O número de utentes sem médico de família tem vindo a aumentar em Portugal, tendo em 2022 ultrapassado 1 milhão. Para mitigar esta lacuna, o atual Governo da República apresentou uma proposta que veio gerar uma onda de descontentamento por parte dos médicos de família, que se afirmam “de luto pelo SNS”.
Em causa está o ponto 9 do Artigo n.º 206 da Lei do Orçamento de Estado de 2022, que refere “enquanto não houver condições para assegurar médico de família a todos os utentes”, o Serviço Nacional de Saúde pode “a título excecional” celebrar contratos “com médicos habilitados ao exercício autónomo da profissão”, vulgo, médicos não especialistas. Esta medida não é mais do que um atentado à dignidade da especialidade de Medicina Geral e Familiar (MGF) e aos próprios portugueses utilizadores dos Cuidados de Saúde Primários (CSP).
Mas afinal, o que diferencia um médico sem especialidade de um médico de Medicina Geral e Familiar? Um médico sem especialidade completou 6 anos de curso teórico-prático, conferente ao grau de mestre em medicina. Um médico especialista em Medicina Geral e Familiar completou os mesmos 6 anos de medicina que o anterior referido, seguindo-se de 4 anos de formação pós-graduada especializada na qual compreendem diversos estágios, muitos deles hospitalares, e exige ainda aproveitamento num exame teórico-prático anual, a participação em congressos e a produção de conteúdo científico. Ora, o que dita na lei em questão vem a anular a importância de todo este percurso académico.

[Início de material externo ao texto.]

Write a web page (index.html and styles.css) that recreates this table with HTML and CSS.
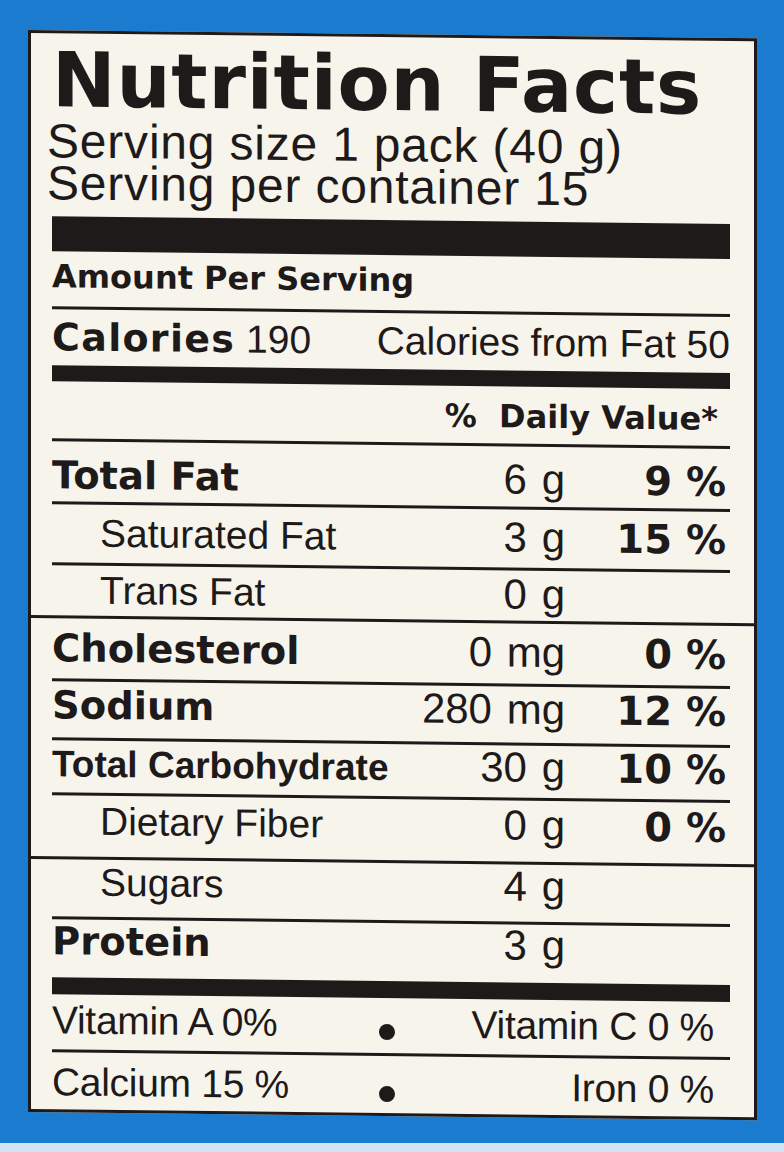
FILE: index.html
```html
<!DOCTYPE html>
<html lang="en">
<head>
<meta charset="utf-8">
<title>Nutrition Facts</title>
<link rel="stylesheet" href="styles.css">
</head>
<body>
<div class="page">
  <div class="label">
    <h1 class="title in">Nutrition Facts</h1>
    <div class="serving first">Serving size 1 pack (40 g)</div>
    <div class="serving">Serving per container 15</div>
    <div class="bar bar-lg in"></div>
    <div class="amount in">Amount Per Serving</div>
    <div class="rule in"></div>
    <div class="calories in">
      <span><b class="cal-b">Calories</b> 190</span>
      <span>Calories from Fat 50</span>
    </div>
    <div class="bar bar-md in"></div>
    <div class="dv in">%&nbsp; Daily Value*</div>
    <div class="rule in"></div>

    <div class="row r-totfat in"><span class="lab b">Total Fat</span><span class="amt">6 g</span><span class="pct">9 %</span></div>
    <div class="rule in"></div>
    <div class="row r-satfat in"><span class="lab ind">Saturated Fat</span><span class="amt">3 g</span><span class="pct">15 %</span></div>
    <div class="rule in"></div>
    <div class="row r-trans in"><span class="lab ind">Trans Fat</span><span class="amt">0 g</span><span class="pct"></span></div>
    <div class="rule"></div>
    <div class="row r-chol in"><span class="lab b">Cholesterol</span><span class="amt">0 mg</span><span class="pct">0 %</span></div>
    <div class="rule in"></div>
    <div class="row r-sodium in"><span class="lab b">Sodium</span><span class="amt">280 mg</span><span class="pct">12 %</span></div>
    <div class="rule in"></div>
    <div class="row r-carb in"><span class="lab bc">Total Carbohydrate</span><span class="amt">30 g</span><span class="pct">10 %</span></div>
    <div class="rule in"></div>
    <div class="row r-fiber in"><span class="lab ind">Dietary Fiber</span><span class="amt">0 g</span><span class="pct">0 %</span></div>
    <div class="rule"></div>
    <div class="row r-sugars in"><span class="lab ind">Sugars</span><span class="amt">4 g</span><span class="pct"></span></div>
    <div class="rule in"></div>
    <div class="row r-protein in"><span class="lab b">Protein</span><span class="amt">3 g</span><span class="pct"></span></div>
    <div class="bar bar-sm in"></div>

    <div class="vit r-vita in"><span>Vitamin A 0%</span><span class="dot-cell"><span class="dot"></span></span><span class="vr">Vitamin C 0 %</span></div>
    <div class="rule in"></div>
    <div class="vit r-calc in"><span>Calcium 15 %</span><span class="dot-cell"><span class="dot"></span></span><span class="vr">Iron 0 %</span></div>
  </div>
  <div class="strip"></div>
</div>
</body>
</html>
```

FILE: styles.css
```css
html, body {
  margin: 0;
  padding: 0;
}

body {
  width: 784px;
  height: 1152px;
  overflow: hidden;
  background: #1a7bcf;
  color: #1e1a1a;
  font-family: "Liberation Sans", Arial, sans-serif;
}

.page {
  height: 1152px;
  display: flex;
  flex-direction: column;
}

.label {
  margin: 30px 0 0 28px;
  width: 729px;
  height: 1082px;
  box-sizing: border-box;
  border: 3px solid #1e1a1a;
  background: #f7f4ec;
  padding-top: 9px;
  display: flex;
  flex-direction: column;
  transform: skewY(0.65deg);
  transform-origin: 0 0;
}

.in {
  margin-left: 21px;
  margin-right: 24px;
}

.title {
  margin-top: 0;
  margin-bottom: 0;
  height: 76px;
  font-family: "DejaVu Sans", sans-serif;
  font-weight: 700;
  font-size: 76px;
  line-height: 76px;
  letter-spacing: 0.8px;
  white-space: nowrap;
}

.serving {
  margin-left: 16px;
  height: 42px;
  font-size: 48px;
  line-height: 42px;
  letter-spacing: 0.8px;
  white-space: nowrap;
}

.serving.first {
  margin-top: 2px;
}

.bar {
  background: #1e1a1a;
  flex: none;
}

.bar-lg {
  margin-top: 12px;
  height: 35px;
}

.bar-md {
  height: 16px;
}

.bar-sm {
  height: 17px;
}

.rule {
  height: 3px;
  background: #1e1a1a;
  flex: none;
}

.amount {
  box-sizing: border-box;
  height: 55px;
  padding-top: 9px;
  font-family: "DejaVu Sans", sans-serif;
  font-weight: 700;
  font-size: 32px;
  line-height: 32px;
}

.calories {
  box-sizing: border-box;
  height: 56px;
  padding-top: 9px;
  display: flex;
  justify-content: space-between;
  align-items: baseline;
  font-size: 39px;
  line-height: 38px;
  white-space: nowrap;
}

.cal-b {
  font-family: "DejaVu Sans", sans-serif;
  font-weight: 700;
  font-size: 38px;
  letter-spacing: 1.3px;
}

.dv {
  box-sizing: border-box;
  height: 57px;
  padding-top: 15px;
  padding-right: 12px;
  text-align: right;
  font-family: "DejaVu Sans", sans-serif;
  font-weight: 700;
  font-size: 32px;
  line-height: 30px;
}

.row {
  box-sizing: border-box;
  display: grid;
  grid-template-columns: 363px 150px 161px;
  align-items: baseline;
  line-height: 40px;
  white-space: nowrap;
}

.lab {
  font-size: 39px;
}

.lab.b {
  font-family: "DejaVu Sans", sans-serif;
  font-weight: 700;
  font-size: 38.5px;
}

.lab.bc {
  font-family: "Liberation Sans", Arial, sans-serif;
  font-weight: 700;
  font-size: 37px;
}

.lab.ind {
  padding-left: 48px;
}

.amt {
  text-align: right;
  font-size: 42px;
  word-spacing: 3px;
}

.pct {
  text-align: right;
  font-family: "DejaVu Sans", sans-serif;
  font-weight: 700;
  font-size: 40px;
}

.r-totfat  { height: 60px; padding-top: 13px; }
.r-satfat  { height: 58px; padding-top: 8px; }
.r-trans   { height: 50px; padding-top: 4px; }
.r-chol    { height: 60px; padding-top: 9px; }
.r-sodium  { height: 56px; padding-top: 3px; }
.r-carb    { height: 52px; padding-top: 2px; }
.r-fiber   { height: 61px; padding-top: 5px; }
.r-sugars  { height: 57px; padding-top: 2px; }
.r-protein { height: 58px; padding-top: 1px; }

.vit {
  box-sizing: border-box;
  display: grid;
  grid-template-columns: 300px 70px 1fr;
  align-items: baseline;
  font-size: 39px;
  line-height: 40px;
  letter-spacing: -0.3px;
  white-space: nowrap;
}

.r-vita { height: 55px; padding-top: 6px; }
.r-calc { height: 57px; padding-top: 10px; }

.dot-cell {
  text-align: center;
}

.dot {
  display: inline-block;
  width: 16px;
  height: 16px;
  border-radius: 50%;
  background: #1e1a1a;
  vertical-align: -3px;
}

.vr {
  text-align: right;
  padding-right: 16px;
}

.strip {
  margin-top: auto;
  height: 9px;
  background: #d3e4f2;
}
```
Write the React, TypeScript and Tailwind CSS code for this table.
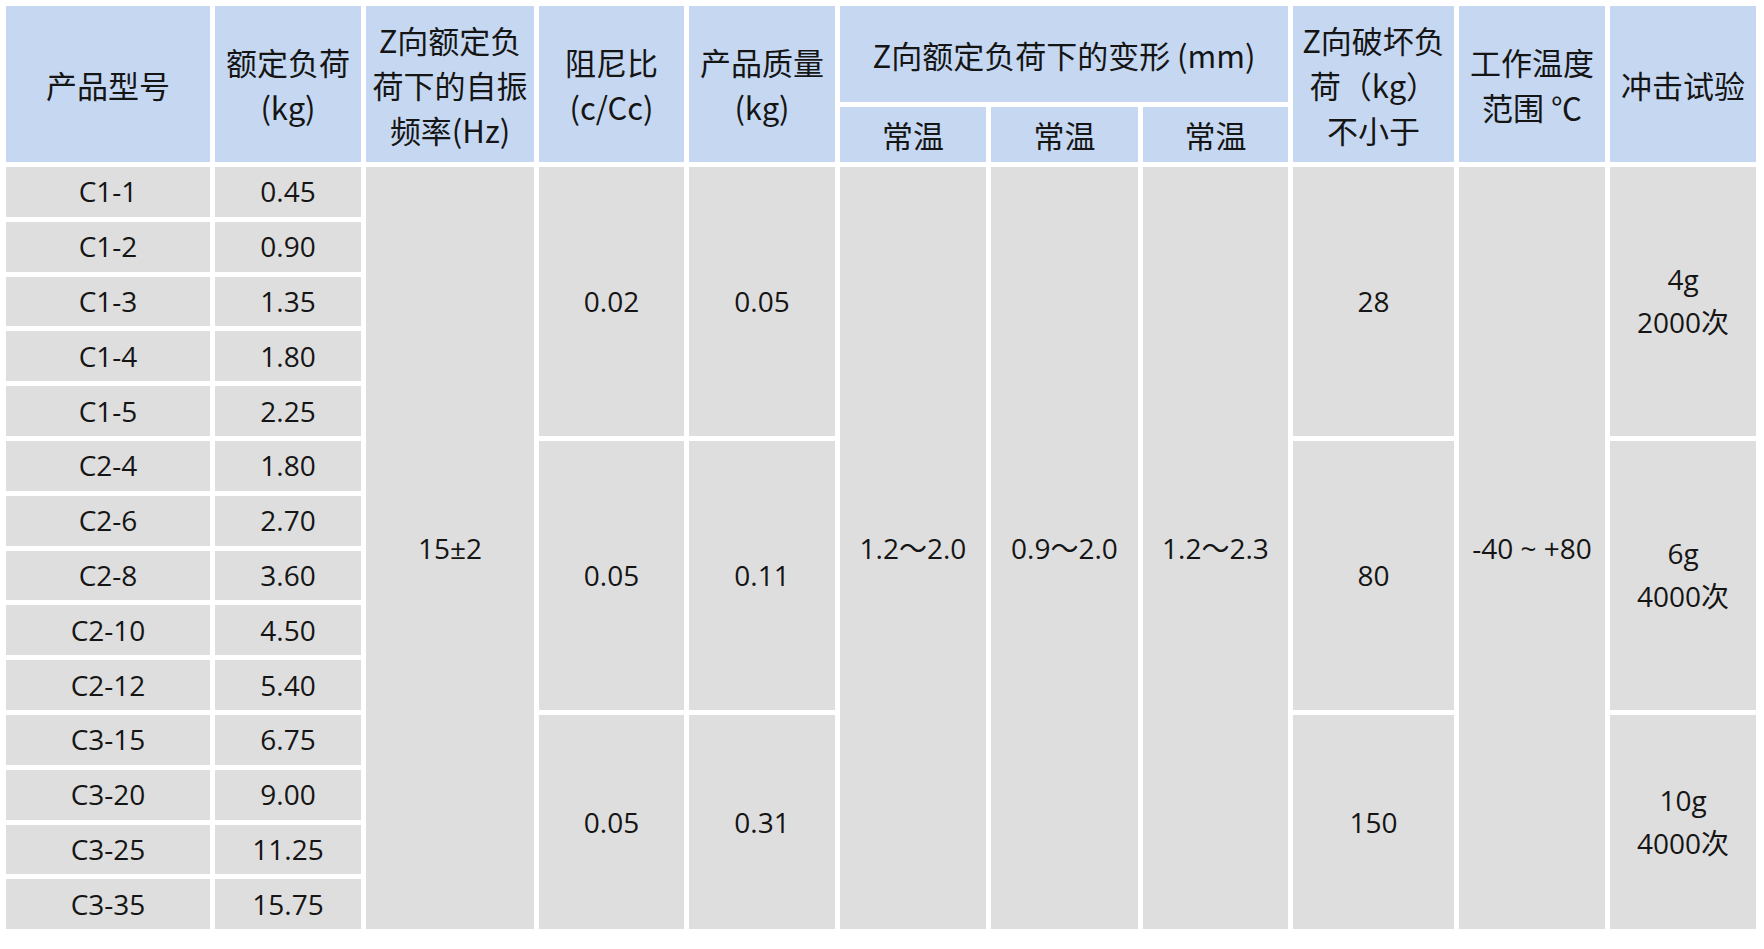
import React from "react";

// Head cells: light blue, body cells: light grey
const head = "bg-[#c6d8f1] flex items-center justify-center text-center text-[31px] leading-[45px] text-[#151515]";
const body = "bg-[#dedede] flex items-center justify-center text-center text-[28px] leading-[43px] text-[#151515]";
const cjk = { fontFamily: '"Noto Sans CJK SC", sans-serif' };

const models = [
  ["C1-1", "0.45"],
  ["C1-2", "0.90"],
  ["C1-3", "1.35"],
  ["C1-4", "1.80"],
  ["C1-5", "2.25"],
  ["C2-4", "1.80"],
  ["C2-6", "2.70"],
  ["C2-8", "3.60"],
  ["C2-10", "4.50"],
  ["C2-12", "5.40"],
  ["C3-15", "6.75"],
  ["C3-20", "9.00"],
  ["C3-25", "11.25"],
  ["C3-35", "15.75"],
];

function ModelRow({ name, load }: { name: string; load: string }) {
  return (
    <>
      <div className={body}>{name}</div>
      <div className={body}>{load}</div>
    </>
  );
}

export default function App() {
  return (
    <div
      className="w-[1764px] h-[949px] bg-white pt-[6px] pl-[6px]"
      style={{ fontFamily: '"Open Sans", "Noto Sans CJK SC", sans-serif' }}
    >
      <div className="grid grid-cols-[204px_146px_168px_145px_146px_146px_147px_145px_161px_146px_146px] grid-rows-[96px_55px_repeat(14,49.8px)] gap-[5px]">
        {/* header */}
        <div className={`${head} row-span-2`} style={cjk}>产品型号</div>
        <div className={`${head} row-span-2`} style={cjk}>
          额定负荷<br />(kg)
        </div>
        <div className={`${head} row-span-2`} style={cjk}>
          Z向额定负<br />荷下的自振<br />频率(Hz)
        </div>
        <div className={`${head} row-span-2`} style={cjk}>
          阻尼比<br />(c/Cc)
        </div>
        <div className={`${head} row-span-2`} style={cjk}>
          产品质量<br />(kg)
        </div>
        <div className={`${head} col-span-3`} style={cjk}>
          Z向额定负荷下的变形 (mm)
        </div>
        <div className={`${head} row-span-2`} style={cjk}>
          Z向破坏负<br />荷（kg）<br />不小于
        </div>
        <div className={`${head} row-span-2`} style={cjk}>
          工作温度<br />范围 ℃
        </div>
        <div className={`${head} row-span-2`} style={cjk}>冲击试验</div>
        <div className={head} style={cjk}>常温</div>
        <div className={head} style={cjk}>常温</div>
        <div className={head} style={cjk}>常温</div>

        {/* first row carries every merged cell that starts there */}
        <ModelRow name={models[0][0]} load={models[0][1]} />
        <div className={`${body} row-span-14`}>15±2</div>
        <div className={`${body} row-span-5`}>0.02</div>
        <div className={`${body} row-span-5`}>0.05</div>
        <div className={`${body} row-span-14`}>1.2～2.0</div>
        <div className={`${body} row-span-14`}>0.9～2.0</div>
        <div className={`${body} row-span-14`}>1.2～2.3</div>
        <div className={`${body} row-span-5`}>28</div>
        <div className={`${body} row-span-14`}>-40 ~ +80</div>
        <div className={`${body} row-span-5`}>
          4g<br />2000次
        </div>
        {models.slice(1, 5).map(([n, l]) => (
          <ModelRow key={n} name={n} load={l} />
        ))}

        {/* C2 group */}
        <ModelRow name={models[5][0]} load={models[5][1]} />
        <div className={`${body} row-span-5`}>0.05</div>
        <div className={`${body} row-span-5`}>0.11</div>
        <div className={`${body} row-span-5`}>80</div>
        <div className={`${body} row-span-5`}>
          6g<br />4000次
        </div>
        {models.slice(6, 10).map(([n, l]) => (
          <ModelRow key={n} name={n} load={l} />
        ))}

        {/* C3 group */}
        <ModelRow name={models[10][0]} load={models[10][1]} />
        <div className={`${body} row-span-4`}>0.05</div>
        <div className={`${body} row-span-4`}>0.31</div>
        <div className={`${body} row-span-4`}>150</div>
        <div className={`${body} row-span-4`}>
          10g<br />4000次
        </div>
        {models.slice(11).map(([n, l]) => (
          <ModelRow key={n} name={n} load={l} />
        ))}
      </div>
    </div>
  );
}
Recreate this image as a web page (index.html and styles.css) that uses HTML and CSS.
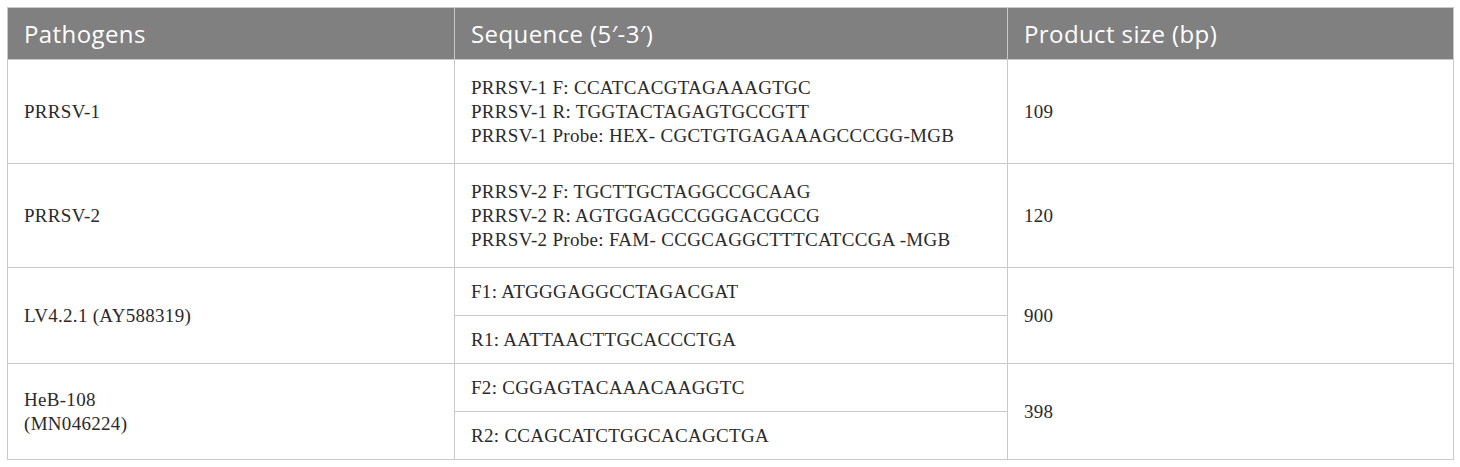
FILE: index.html
```html
<!DOCTYPE html>
<html>
<head>
<meta charset="utf-8">
<link rel="stylesheet" href="styles.css">
</head>
<body>
<div class="wrap">
<table class="primers">
  <colgroup>
    <col class="c1"><col class="c2"><col class="c3">
  </colgroup>
  <thead>
    <tr><th>Pathogens</th><th>Sequence (5′-3′)</th><th>Product size (bp)</th></tr>
  </thead>
  <tbody>
    <tr class="multi">
      <td>PRRSV-1</td>
      <td>PRRSV-1 F: CCATCACGTAGAAAGTGC<br>PRRSV-1 R: TGGTACTAGAGTGCCGTT<br>PRRSV-1 Probe: HEX- CGCTGTGAGAAAGCCCGG-MGB</td>
      <td>109</td>
    </tr>
    <tr class="multi">
      <td>PRRSV-2</td>
      <td>PRRSV-2 F: TGCTTGCTAGGCCGCAAG<br>PRRSV-2 R: AGTGGAGCCGGGACGCCG<br>PRRSV-2 Probe: FAM- CCGCAGGCTTTCATCCGA -MGB</td>
      <td>120</td>
    </tr>
    <tr class="single">
      <td rowspan="2">LV4.2.1 (AY588319)</td>
      <td>F1: ATGGGAGGCCTAGACGAT</td>
      <td rowspan="2">900</td>
    </tr>
    <tr class="single">
      <td>R1: AATTAACTTGCACCCTGA</td>
    </tr>
    <tr class="single">
      <td rowspan="2">HeB-108<br>(MN046224)</td>
      <td>F2: CGGAGTACAAACAAGGTC</td>
      <td rowspan="2">398</td>
    </tr>
    <tr class="single">
      <td>R2: CCAGCATCTGGCACAGCTGA</td>
    </tr>
  </tbody>
</table>
</div>
</body>
</html>
```

FILE: styles.css
```css
html, body {
  margin: 0;
  padding: 0;
  background: #ffffff;
}
.wrap {
  padding: 7px;
}
.primers {
  width: 1446px;
  border-collapse: collapse;
  table-layout: fixed;
}
.c1 { width: 447px; }
.c2 { width: 553px; }
.c3 { width: 446px; }
.primers th {
  background: #7f807f;
  color: #ffffff;
  font-family: "Open Sans", "Noto Sans", sans-serif;
  font-weight: 400;
  font-size: 24px;
  letter-spacing: 0.4px;
  line-height: 30px;
  text-align: left;
  padding: 11px 16px 10px;
  border: 1px solid #c9c9c9;
}
.primers td {
  font-family: "Liberation Serif", "Times New Roman", serif;
  font-size: 19px;
  letter-spacing: 0.3px;
  line-height: 24px;
  color: #2a2a2a;
  text-align: left;
  vertical-align: middle;
  border: 1px solid #c9c9c9;
  padding: 12px 16px 11px;
}
.primers .multi td {
  padding: 16px 16px 15px;
}
```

Pode, portanto, afirmar-se que existem médicos que são qualificados para assumir uma lista de utentes com o intuito de prevenir a doença, promover a saúde, fazer o seguimento de doenças crónicas e atendimento de situações agudas, porque em tal se especializaram.
Existem portugueses que serão os privilegiados (por serem vistos por alguém com qualificações) e outros que serão os remediados (por serem vistos por alguém sem qualificações para tal). Esta desigualdade, fruto de uma alteração legislativa que vem apenas correr atrás do prejuízo, vai contra os próprios princípios do SNS: equidade, solidariedade e dignidade.
Abordemos o problema numericamente. Portugal forma cerca de 500 especialistas em MGF por ano, no entanto, a percentagem dos que permanecem no SNS é pequena, em 2022 apenas 35% das vagas abertas foram preenchidas. Existem cerca de 1 milhão de portugueses sem médico de família e por volta de 1400 especialistas em MGF fora do SNS. Calculando que, e de acordo com o panorama atual, cada médico de família assume uma lista de 1900 utentes, seriam necessários cerca de 600 especialistas para se conseguir uma cobertura total da população portuguesa. Logo, Portugal tem neste momento os recursos humanos necessários, não só para assegurar que todos os portugueses tenham médico de família, mas também para que haja uma redução do número de utentes por médico, proporcionando-se assim uma melhoria nos cuidados prestados. Então, o que é que não há em Portugal? Capacidade de gestão de recursos por parte da tutela.
A solução passa por tornar o SNS mais atrativo para os médicos recém-especialistas, o que começa por se devolver a dignidade aos Cuidados de Saúde Primários, valorizando os seus trabalhadores e garantindo-lhes condições técnicas para que possam desempenhar as suas funções. O SNS carece também de uma atualização dos sistemas informáticos no sentido de diminuir a carga administrativa do médico, para que este tenha mais tempo a dedicar ao contacto com o utente. Urge ainda uma atualização da grelha salarial, que permanecendo inalterada desde há 10 anos, vem a contribuir para uma drástica diminuição do poder de compra dos que permanecem no público. Acompanhando o aumento do salário base devem surgir incentivos para a fixação dos médicos nos locais mais remotos.
Ordem dos Médicos, Sindicato Independente dos Médicos, Federação Nacional dos Médicos, Associação Portuguesa de Medicina Geral e Familiar, todas estas instituições, de grande peso na saúde em Portugal, votam contra esta medida. Até ao momento não houve consenso entre o governo e estas instituições, e os médicos, não se sentindo ouvidos nem respeitados, continuam a abandonar o Serviço Nacional de Saúde.